So not only are we getting a great SPC-1 results, but all existing customers will benefit from this effect even if they are operating outside of the intense conditions created by the benchmark.

So what is SPC-1 ? It is one of the few benchmarks which counts for storage. It is maintained by Storage Performance Council (SPC). SPC-1 simulates multiple databases running on a centralized storage or storage cluster. But even if SPC-1 is a block based benchmark, within the ZFS Storage appliance, a block based FC or iSCSI volume is handled very much the same way as would be a large file subject to synchronous operation. And by Combining modern network technologies (Infiniband or 10Gbe Ethernet), the CPU power packed in the 7420C storage controllers and Oracle's custom dNFS technology for databases, one can truly acheive very high database transaction rates on top of the more manageable and flexible file based protocols.
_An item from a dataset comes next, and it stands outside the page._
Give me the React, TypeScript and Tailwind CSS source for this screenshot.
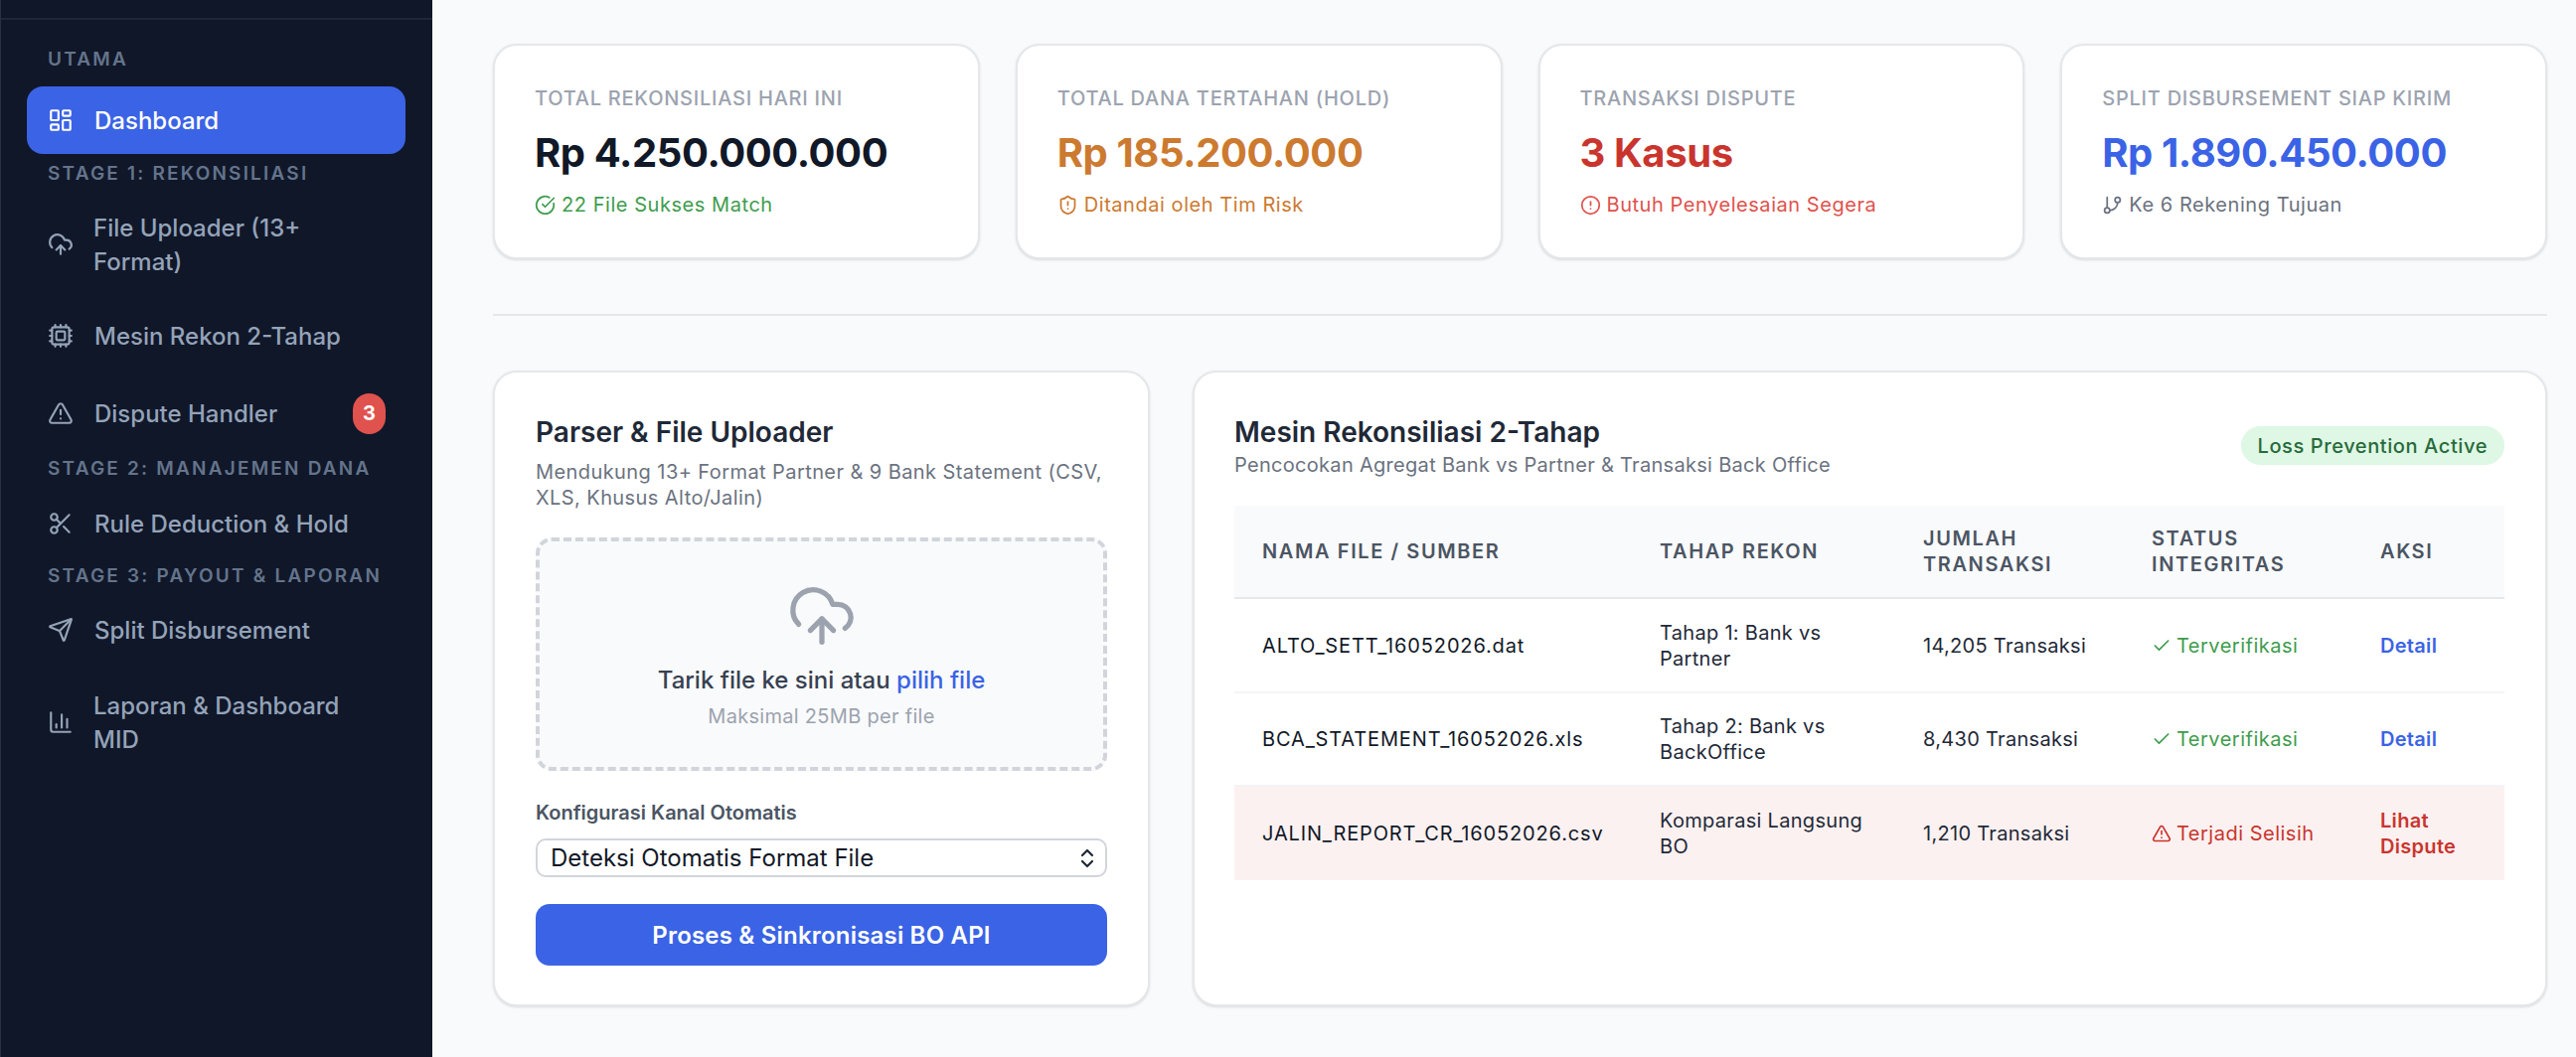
import {
  LayoutDashboard,
  CloudUpload,
  Cpu,
  TriangleAlert,
  Scissors,
  Send,
  ChartColumn,
  CircleCheckBig,
  ShieldAlert,
  CircleAlert,
  GitBranch,
  Check,
  ChevronsUpDown,
} from "lucide-react";
import type { LucideIcon } from "lucide-react";

interface NavItem {
  label: string;
  icon: LucideIcon;
  tall?: boolean;
  active?: boolean;
  badge?: string;
  spacing?: string;
}

function SectionLabel({ text, spacing }: { text: string; spacing: string }) {
  return (
    <div className={`${spacing} h-[22px] pl-[21px] text-[19px] leading-[22px] font-semibold tracking-[2.2px] text-[#64748b] whitespace-nowrap`}>
      {text}
    </div>
  );
}

function SideLink({ label, icon: Icon, tall, active, badge, spacing = "mt-[10px]" }: NavItem) {
  return (
    <div
      className={`${spacing} flex items-center rounded-[16px] pl-[21px] pr-[20px] ${tall ? "h-[96px]" : "h-[68px]"} ${
        active ? "bg-[#3b63e5] text-white" : "text-[#94a3b8]"
      }`}
    >
      <Icon className="w-[26px] h-[26px] shrink-0" strokeWidth={2} />
      <span className={`pt-[1px] flex-1 text-[24px] leading-[34px] font-medium ${tall ? "ml-[20px]" : "ml-[21px]"}`}>{label}</span>
      {badge && (
        <span className="flex items-center justify-center w-[33px] h-[41px] rounded-full bg-[#e0524d] text-white text-[20px] font-bold">
          {badge}
        </span>
      )}
    </div>
  );
}

function Sidebar() {
  return (
    <aside className="w-[435px] shrink-0 h-full bg-[#101729] border-l border-l-[#2a3142]">
      <div className="h-[20px] border-b-2 border-b-[#1f2737]" />
      <nav className="flex flex-col pl-[26px] pr-[27px] pt-[29px]">
        <SectionLabel text="UTAMA" spacing="" />
        <SideLink label="Dashboard" icon={LayoutDashboard} active spacing="mt-[16px]" />
        <SectionLabel text="STAGE 1: REKONSILIASI" spacing="mt-[9px]" />
        <SideLink label="File Uploader (13+ Format)" icon={CloudUpload} tall spacing="mt-[12px]" />
        <SideLink label="Mesin Rekon 2-Tahap" icon={Cpu} />
        <SideLink label="Dispute Handler" icon={TriangleAlert} badge="3" />
        <SectionLabel text="STAGE 2: MANAJEMEN DANA" spacing="mt-[11px]" />
        <SideLink label="Rule Deduction & Hold" icon={Scissors} />
        <SectionLabel text="STAGE 3: PAYOUT & LAPORAN" spacing="mt-[8px]" />
        <SideLink label="Split Disbursement" icon={Send} spacing="mt-[9px]" />
        <SideLink label="Laporan & Dashboard MID" icon={ChartColumn} tall spacing="mt-[11px]" />
      </nav>
    </aside>
  );
}

function StatCard({
  title,
  value,
  valueClass,
  note,
  noteClass,
  icon: Icon,
}: {
  title: string;
  value: string;
  valueClass: string;
  note: string;
  noteClass: string;
  icon: LucideIcon;
}) {
  return (
    <div className="h-[217px] bg-white rounded-[24px] border-2 border-[#e5e7eb] shadow-sm pl-[40px] pt-[40px]">
      <div className="text-[20px] leading-[26px] font-medium tracking-[0.75px] text-[#9ca3af] whitespace-nowrap">{title}</div>
      <div className={`mt-[18px] text-[40px] leading-[48px] font-bold tracking-[-0.4px] ${valueClass}`}>{value}</div>
      <div className={`mt-[15px] flex items-center gap-[6px] text-[20px] leading-[26px] tracking-[0.55px] ${noteClass}`}>
        <Icon className="w-[21px] h-[21px]" strokeWidth={2} />
        {note}
      </div>
    </div>
  );
}

const rows = [
  {
    file: "ALTO_SETT_16052026.dat",
    stage: "Tahap 1: Bank vs Partner",
    count: "14,205 Transaksi",
    ok: true,
    action: "Detail",
  },
  {
    file: "BCA_STATEMENT_16052026.xls",
    stage: "Tahap 2: Bank vs BackOffice",
    count: "8,430 Transaksi",
    ok: true,
    action: "Detail",
  },
  {
    file: "JALIN_REPORT_CR_16052026.csv",
    stage: "Komparasi Langsung BO",
    count: "1,210 Transaksi",
    ok: false,
    action: "Lihat Dispute",
  },
];

function ReconTable() {
  return (
    <table className="mt-[28px] w-full table-fixed border-collapse text-left">
      <thead>
        <tr className="h-[93px] bg-[#f9fafb] border-b-2 border-b-[#e5e7eb] text-[20px] leading-[26px] font-semibold tracking-[1.6px] text-[#4b5563]">
          <th className="w-[400px] pl-[28px] pr-[28px] font-semibold">NAMA FILE / SUMBER</th>
          <th className="w-[265px] pl-[28px] pr-[28px] font-semibold">TAHAP REKON</th>
          <th className="w-[230px] pl-[28px] pr-[28px] font-semibold">JUMLAH TRANSAKSI</th>
          <th className="w-[230px] pl-[28px] pr-[20px] font-semibold">STATUS INTEGRITAS</th>
          <th className="pl-[28px] pr-[28px] font-semibold">AKSI</th>
        </tr>
      </thead>
      <tbody className="text-[20px] leading-[26px] tracking-[0.3px] text-[#1f2937]">
        {rows.map((r) => (
          <tr key={r.file} className={`h-[94.5px] ${r.ok ? "border-b-2 border-b-[#f3f4f6]" : "bg-[#fcf1f1]"}`}>
            <td className="pl-[28px] pt-[1px] tracking-[0.85px] text-[#111827] whitespace-nowrap">{r.file}</td>
            <td className="pl-[28px] pr-[28px] pt-[1px]">{r.stage}</td>
            <td className="pl-[28px] pt-[1px]">{r.count}</td>
            <td className="pl-[28px] pt-[1px] tracking-[0.5px]">
              {r.ok ? (
                <span className="flex items-center gap-[5px] text-[#3f9c4e]">
                  <Check className="w-[20px] h-[20px]" strokeWidth={2} />
                  Terverifikasi
                </span>
              ) : (
                <span className="flex items-center gap-[5px] text-[#c9352e]">
                  <TriangleAlert className="w-[20px] h-[20px]" strokeWidth={2} />
                  Terjadi Selisih
                </span>
              )}
            </td>
            <td className={`pl-[28px] pr-[28px] pt-[1px] font-semibold ${r.ok ? "text-[#3b63e5]" : "text-[#c9352e]"}`}>{r.action}</td>
          </tr>
        ))}
      </tbody>
    </table>
  );
}

export default function App() {
  return (
    <div className="flex w-[2592px] h-[1064px] overflow-hidden bg-[#f9fafb] font-['Inter',sans-serif]">
      <Sidebar />
      <main className="flex-1 min-w-0 pl-[61px] pr-[29px] pt-[44px]">
        <div className="grid grid-cols-4 gap-[36px]">
          <StatCard
            title="TOTAL REKONSILIASI HARI INI"
            value="Rp 4.250.000.000"
            valueClass="text-[#111827]"
            note="22 File Sukses Match"
            noteClass="text-[#3f9c4e]"
            icon={CircleCheckBig}
          />
          <StatCard
            title="TOTAL DANA TERTAHAN (HOLD)"
            value="Rp 185.200.000"
            valueClass="text-[#cc7a30]"
            note="Ditandai oleh Tim Risk"
            noteClass="text-[#cc7a30]"
            icon={ShieldAlert}
          />
          <StatCard
            title="TRANSAKSI DISPUTE"
            value="3 Kasus"
            valueClass="text-[#c9352e]"
            note="Butuh Penyelesaian Segera"
            noteClass="text-[#e0524d]"
            icon={CircleAlert}
          />
          <StatCard
            title="SPLIT DISBURSEMENT SIAP KIRIM"
            value="Rp 1.890.450.000"
            valueClass="text-[#3b63e5]"
            note="Ke 6 Rekening Tujuan"
            noteClass="text-[#6b7280]"
            icon={GitBranch}
          />
        </div>

        <div className="mt-[55px] h-[2px] bg-[#e5e7eb]" />

        <div className="mt-[55px] flex gap-[43px]">
          <section className="w-[661px] h-[640px] shrink-0 bg-white rounded-[24px] border-2 border-[#e5e7eb] shadow-sm px-[41px] pt-[42px]">
            <h2 className="text-[28px] leading-[36px] font-semibold text-[#1f2937]">Parser &amp; File Uploader</h2>
            <p className="mt-[9px] text-[20px] leading-[26px] tracking-[0.42px] text-[#6b7280]">
              Mendukung 13+ Format Partner &amp; 9 Bank Statement (CSV, XLS, Khusus Alto/Jalin)
            </p>
            <div className="mt-[27px] h-[235px] flex flex-col items-center rounded-[16px] border-4 border-dashed border-[#d1d5db] bg-[#f9fafb] pt-[40px]">
              <CloudUpload className="w-[70px] h-[70px] text-[#9ca3af]" strokeWidth={1.8} />
              <div className="mt-[14px] text-[24px] leading-[32px] font-medium text-[#374151]">
                Tarik file ke sini atau <span className="text-[#3b63e5]">pilih file</span>
              </div>
              <div className="mt-[7px] text-[20px] leading-[26px] tracking-[0.3px] text-[#9ca3af]">Maksimal 25MB per file</div>
            </div>
            <label className="block mt-[29px] text-[20px] leading-[26px] font-semibold text-[#4b5563]">Konfigurasi Kanal Otomatis</label>
            <div className="mt-[13px] h-[39px] flex items-center justify-between rounded-[10px] border-2 border-[#d1d5db] pl-[13px] pr-[6px] text-[24px] text-[#111827]">
              Deteksi Otomatis Format File
              <ChevronsUpDown className="w-[24px] h-[24px] text-[#1f2937]" strokeWidth={2.2} />
            </div>
            <button className="mt-[27px] w-full h-[62px] pt-[2px] rounded-[14px] bg-[#3b63e5] text-white text-[24px] tracking-[0.2px] font-semibold">
              Proses &amp; Sinkronisasi BO API
            </button>
          </section>

          <section className="flex-1 min-w-0 h-[640px] bg-white rounded-[24px] border-2 border-[#e5e7eb] shadow-sm pl-[40px] pr-[41px] pt-[42px]">
            <div className="flex items-start justify-between">
              <div>
                <h2 className="text-[28px] leading-[36px] font-semibold text-[#1f2937]">Mesin Rekonsiliasi 2-Tahap</h2>
                <p className="mt-[2px] text-[20px] leading-[26px] tracking-[0.3px] text-[#6b7280]">
                  Pencocokan Agregat Bank vs Partner &amp; Transaksi Back Office
                </p>
              </div>
              <span className="mt-[12px] flex items-center h-[39px] px-[17px] rounded-full bg-[#dff7e5] text-[#276b3a] text-[20px] tracking-[0.6px] font-medium">
                Loss Prevention Active
              </span>
            </div>
            <ReconTable />
          </section>
        </div>
      </main>
    </div>
  );
}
The benchmarks defines three Application Storage Unit (ASU): ASU1 with a heavy 8KB block read/write component, ASU2 with a much lighter 8KB block read/write component, and ASU3 which is subject to hundreds of write streams. As such it's is not too far from a simulation of running hundreds of Oracle database onto a single system : ASU1 and ASU2 for datafiles and ASU3 for redolog storage.

The total size of the ASUs is constrained such that all of the stored data (including mirror protection and disk used for spares) must exceed 55% of all configured storage. The benchmark team is then free to decide how much total storage to configure. From that figure, 10% is given to ASU3 (redo log space) and the rest divided equally between heavily ASU1 and lightly used ASU2.

The benchmark team also has to select the SPC-1 IOPS throughput level it wishes to run. This is not a light decision given you want to balance high IOPS; low latency and $/user GB.

Once the target IOPS rate is selected, there are multiple criteria needed to pass a successful audit; one of the most critical is that you have to run at the specified IOPS rate for a whole 8 hour. Note that the previous specifications of the benchmark used by NetApp called for an 4 hour run. During that 8 hour run delivering a solid 137000 SPC-1 IOPS, the avg latency of must be less than 30ms (we did much better than that).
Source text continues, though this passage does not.